───── Data segment

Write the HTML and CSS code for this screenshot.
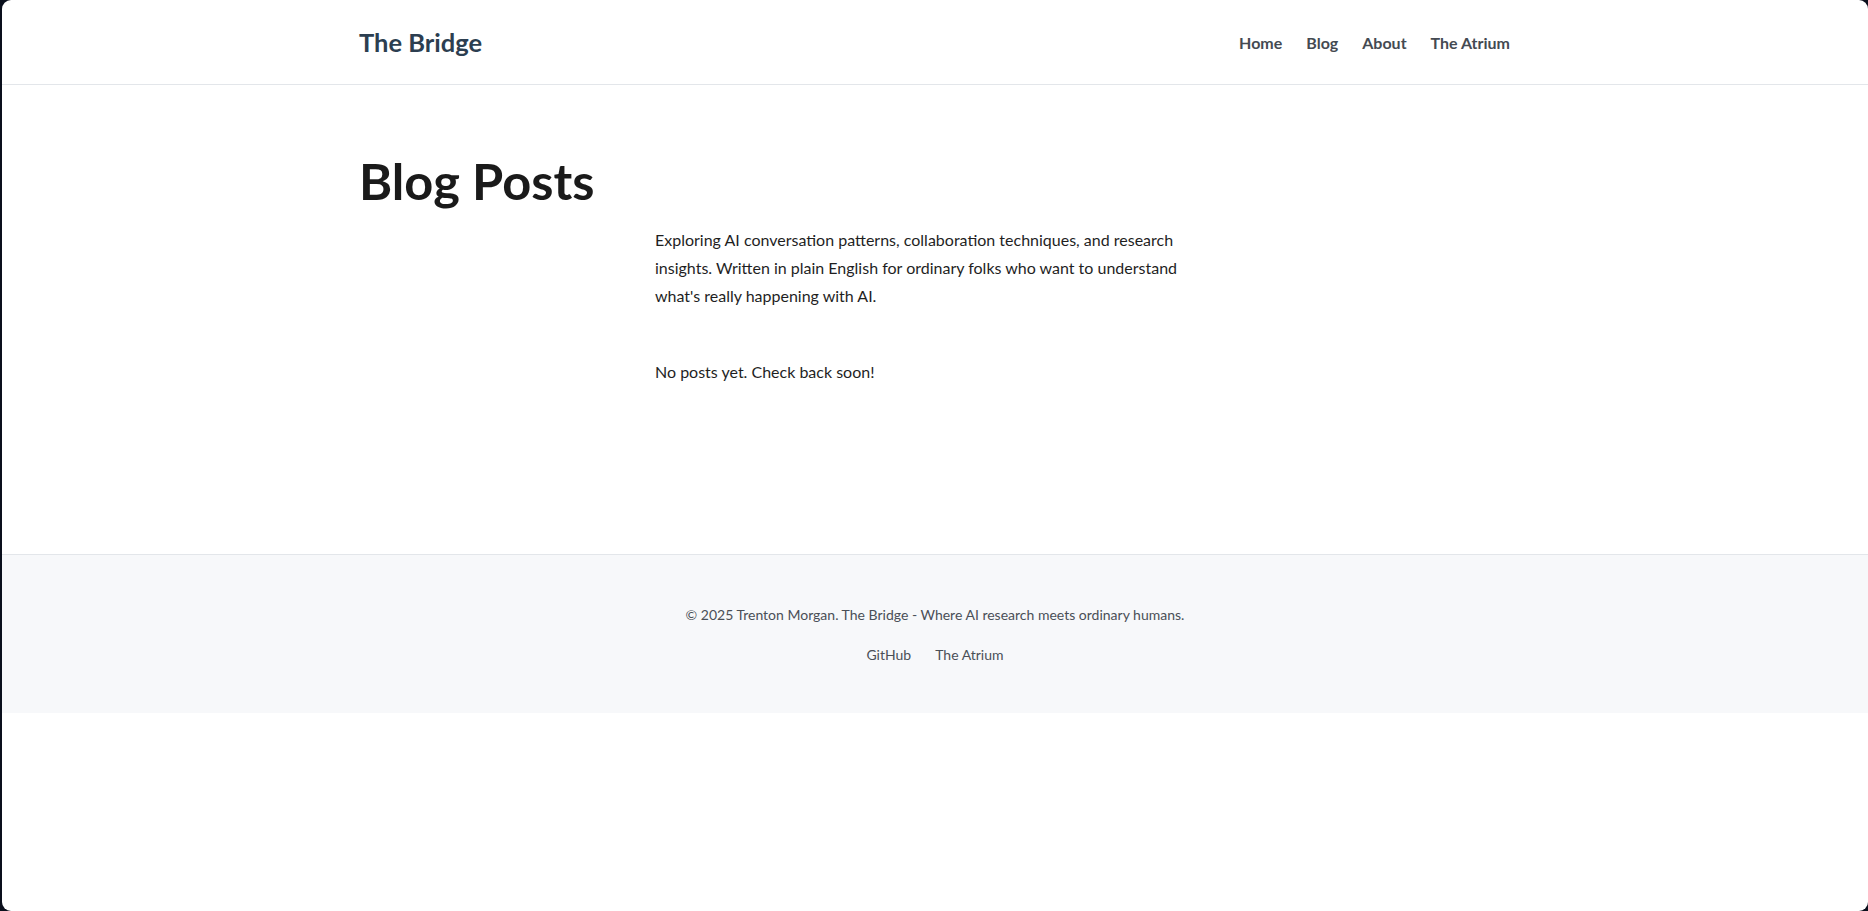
FILE: index.html
```html
<!DOCTYPE html>
<html lang="en">
<head>
<meta charset="utf-8">
<title>Blog Posts - The Bridge</title>
<link rel="stylesheet" href="styles.css">
</head>
<body>
<div class="window">
  <header class="site-header">
    <div class="container header-inner">
      <a class="logo" href="#">The Bridge</a>
      <nav class="nav">
        <a href="#">Home</a>
        <a href="#">Blog</a>
        <a href="#">About</a>
        <a href="#">The Atrium</a>
      </nav>
    </div>
  </header>
  <main class="main">
    <div class="container">
      <h1 class="page-title">Blog Posts</h1>
      <div class="column">
        <p class="intro">Exploring AI conversation patterns, collaboration techniques, and research insights. Written in plain English for ordinary folks who want to understand what's really happening with AI.</p>
        <p class="empty">No posts yet. Check back soon!</p>
      </div>
    </div>
  </main>
  <footer class="site-footer">
    <p class="copyright">© 2025 Trenton Morgan. The Bridge - Where AI research meets ordinary humans.</p>
    <div class="footer-links">
      <a href="#">GitHub</a>
      <a href="#">The Atrium</a>
    </div>
  </footer>
</div>
</body>
</html>
```
FILE: styles.css
```css
* { box-sizing: border-box; }
html, body { margin: 0; padding: 0; height: 100%; }
body {
  background: #0a0f1c;
  font-family: Lato, "Noto Sans", sans-serif;
  color: #1f1f1f;
}
.window {
  margin-left: 2px;
  height: 100%;
  background: #ffffff;
  border-radius: 9px;
  overflow: hidden;
}
.container {
  max-width: 1200px;
  margin: 0 auto;
  padding: 0 24px;
}
.site-header {
  border-bottom: 1px solid #e3e6ea;
}
.header-inner {
  height: 84px;
  display: flex;
  align-items: center;
  justify-content: space-between;
}
.logo {
  font-size: 25.5px;
  font-weight: 700;
  color: #2c3e50;
  text-decoration: none;
}
.nav {
  display: flex;
  gap: 24px;
  padding-right: 1px;
}
.nav a {
  font-size: 16px;
  font-weight: 700;
  color: #444a52;
  text-decoration: none;
}
.main {
  padding: 67px 0 168px;
}
.page-title {
  margin: 0 0 16px;
  font-size: 50.5px;
  line-height: 58px;
  font-weight: 700;
  color: #1a1a1a;
}
.column {
  max-width: 560px;
  margin: 0 auto;
}
.intro {
  margin: 0 0 48px;
  font-size: 16px;
  line-height: 28px;
}
.empty {
  margin: 0;
  font-size: 16px;
  line-height: 28px;
}
.site-footer {
  background: #f7f8fa;
  border-top: 1px solid #e3e6ea;
  padding: 48px 0 46px;
  text-align: center;
  font-size: 14px;
  color: #4a4f57;
}
.copyright {
  margin: 0 0 16px;
  line-height: 24px;
}
.footer-links {
  display: flex;
  justify-content: center;
  gap: 24px;
  line-height: 24px;
}
.footer-links a {
  color: #4a4f57;
  text-decoration: none;
}
```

──────────

Leave out the pictures and copy the rest of the material above exactly.

Write the HTML and CSS code for this screenshot.
FILE: index.html
```html
<!DOCTYPE html>
<html lang="en">
<head>
<meta charset="utf-8">
<title>Blog Posts - The Bridge</title>
<link rel="stylesheet" href="styles.css">
</head>
<body>
<div class="window">
  <header class="site-header">
    <div class="container header-inner">
      <a class="logo" href="#">The Bridge</a>
      <nav class="nav">
        <a href="#">Home</a>
        <a href="#">Blog</a>
        <a href="#">About</a>
        <a href="#">The Atrium</a>
      </nav>
    </div>
  </header>
  <main class="main">
    <div class="container">
      <h1 class="page-title">Blog Posts</h1>
      <div class="column">
        <p class="intro">Exploring AI conversation patterns, collaboration techniques, and research insights. Written in plain English for ordinary folks who want to understand what's really happening with AI.</p>
        <p class="empty">No posts yet. Check back soon!</p>
      </div>
    </div>
  </main>
  <footer class="site-footer">
    <p class="copyright">© 2025 Trenton Morgan. The Bridge - Where AI research meets ordinary humans.</p>
    <div class="footer-links">
      <a href="#">GitHub</a>
      <a href="#">The Atrium</a>
    </div>
  </footer>
</div>
</body>
</html>
```
FILE: styles.css
```css
* { box-sizing: border-box; }
html, body { margin: 0; padding: 0; height: 100%; }
body {
  background: #0a0f1c;
  font-family: Lato, "Noto Sans", sans-serif;
  color: #1f1f1f;
}
.window {
  margin-left: 2px;
  height: 100%;
  background: #ffffff;
  border-radius: 9px;
  overflow: hidden;
}
.container {
  max-width: 1200px;
  margin: 0 auto;
  padding: 0 24px;
}
.site-header {
  border-bottom: 1px solid #e3e6ea;
}
.header-inner {
  height: 84px;
  display: flex;
  align-items: center;
  justify-content: space-between;
}
.logo {
  font-size: 25.5px;
  font-weight: 700;
  color: #2c3e50;
  text-decoration: none;
}
.nav {
  display: flex;
  gap: 24px;
  padding-right: 1px;
}
.nav a {
  font-size: 16px;
  font-weight: 700;
  color: #444a52;
  text-decoration: none;
}
.main {
  padding: 67px 0 168px;
}
.page-title {
  margin: 0 0 16px;
  font-size: 50.5px;
  line-height: 58px;
  font-weight: 700;
  color: #1a1a1a;
}
.column {
  max-width: 560px;
  margin: 0 auto;
}
.intro {
  margin: 0 0 48px;
  font-size: 16px;
  line-height: 28px;
}
.empty {
  margin: 0;
  font-size: 16px;
  line-height: 28px;
}
.site-footer {
  background: #f7f8fa;
  border-top: 1px solid #e3e6ea;
  padding: 48px 0 46px;
  text-align: center;
  font-size: 14px;
  color: #4a4f57;
}
.copyright {
  margin: 0 0 16px;
  line-height: 24px;
}
.footer-links {
  display: flex;
  justify-content: center;
  gap: 24px;
  line-height: 24px;
}
.footer-links a {
  color: #4a4f57;
  text-decoration: none;
}
```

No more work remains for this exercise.